Geom2d_Circle Properties (v0.108.0)

circleProperties

Access 2D circle-specific properties. Meaningful only when the underlying curve is a Geom2d_Circle.

public var circleProperties: CircleProperties { get }

• Returns: A CircleProperties accessor backed by the same internal handle. Members return zero/false for non-circle curves.
• OCCT: Geom2d_Circle — accessed via Handle(Geom2d_Circle)::DownCast.
• Example:

  if let c = Curve2D.circle(center: .zero, radius: 5) {
      let props = c.circleProperties
  }
  

CircleProperties.radius

The radius of the 2D circle.

public var radius: Double { get }

• Returns: Radius in model units, or 0 if the curve is not a circle.
• OCCT: Geom2d_Circle::Radius.
• Example:

  if let c = Curve2D.circle(center: .zero, radius: 5) {
      let r = c.circleProperties.radius  // 5.0
  }
  

CircleProperties.setRadius(_:)

Mutates the circle’s radius in place.

@discardableResult
public func setRadius(_ r: Double) -> Bool

• Parameters: r — new radius (must be > 0).
• Returns: true on success, false if the curve is not a circle or r is invalid.
• OCCT: Geom2d_Circle::SetRadius.
• Example:

  if let c = Curve2D.circle(center: .zero, radius: 5) {
      c.circleProperties.setRadius(8)
  }
  

CircleProperties.eccentricity

The eccentricity of the circle (always 0.0).

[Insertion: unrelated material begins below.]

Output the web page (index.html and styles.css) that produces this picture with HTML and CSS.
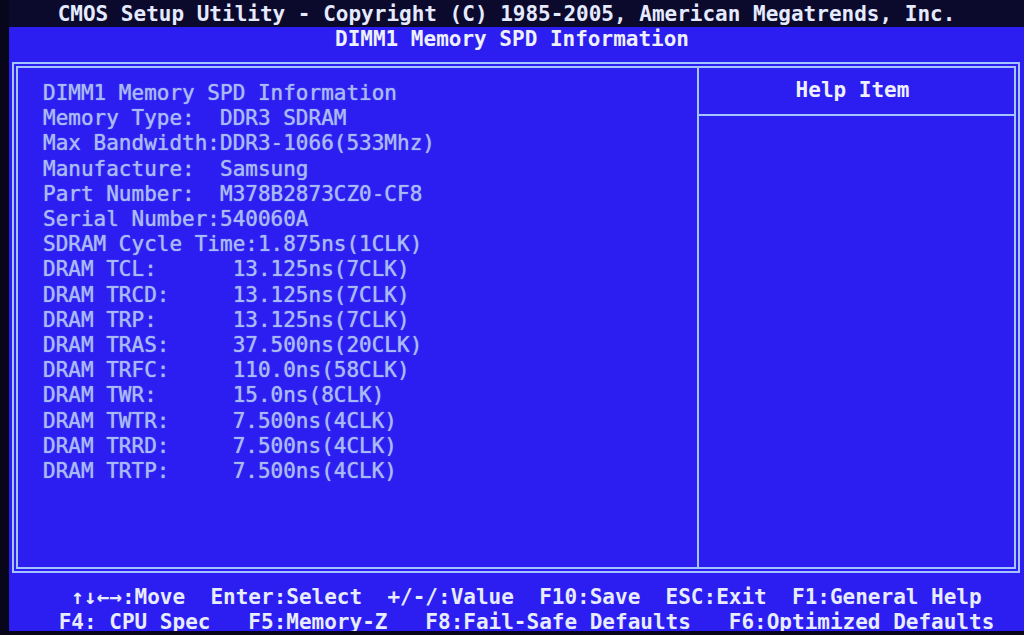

public var eccentricity: Double { get }

• Returns: 0.0 for a valid circle, or 0 if the curve is not a circle.
• OCCT: Geom2d_Circle::Eccentricity.
• Example:

  let e = c.circleProperties.eccentricity  // 0.0
  

CircleProperties.center

The centre point of the circle.

public var center: SIMD2<Double> { get }

• Returns: Centre in model space, or .zero if the curve is not a circle.
• OCCT: Geom2d_Circle::Circ2d().Location().
• Example:

  if let c = Curve2D.circle(center: SIMD2(1, 2), radius: 5) {
      let ctr = c.circleProperties.center  // SIMD2(1, 2)
  }
  

CircleProperties.xAxis

The X axis of the circle’s local coordinate system (position + direction).

public var xAxis: (position: SIMD2<Double>, direction: SIMD2<Double>) { get }

The position is a point on the axis; the direction is the unit X axis direction.

• Returns: Tuple (position, direction). Returns (.zero, .zero) if the curve is not a circle.
• OCCT: Geom2d_Circle::XAxis → gp_Ax2d::Location + gp_Ax2d::Direction.
• Example:

  if let c = Curve2D.circle(center: .zero, radius: 5) {
      let ax = c.circleProperties.xAxis
      // ax.direction ≈ SIMD2(1, 0)
  }
  

Geom2d_Ellipse Properties (v0.108.0)

ellipseProperties

Access 2D ellipse-specific properties. Meaningful only when the underlying curve is a Geom2d_Ellipse.

public var ellipseProperties: EllipseProperties { get }

• Returns: An EllipseProperties accessor backed by the same internal handle.
• OCCT: Geom2d_Ellipse — accessed via Handle(Geom2d_Ellipse)::DownCast.
• Example:

  if let c = Curve2D.ellipse(majorRadius: 5, minorRadius: 3) {
      let props = c.ellipseProperties
  }
  

EllipseProperties.majorRadius

The major (semi-major) radius of the ellipse.

public var majorRadius: Double { get }

• Returns: Major radius in model units, or 0 if the curve is not an ellipse.
• OCCT: Geom2d_Ellipse::MajorRadius.
• Example:

  let a = c.ellipseProperties.majorRadius
  

EllipseProperties.minorRadius

The minor (semi-minor) radius of the ellipse.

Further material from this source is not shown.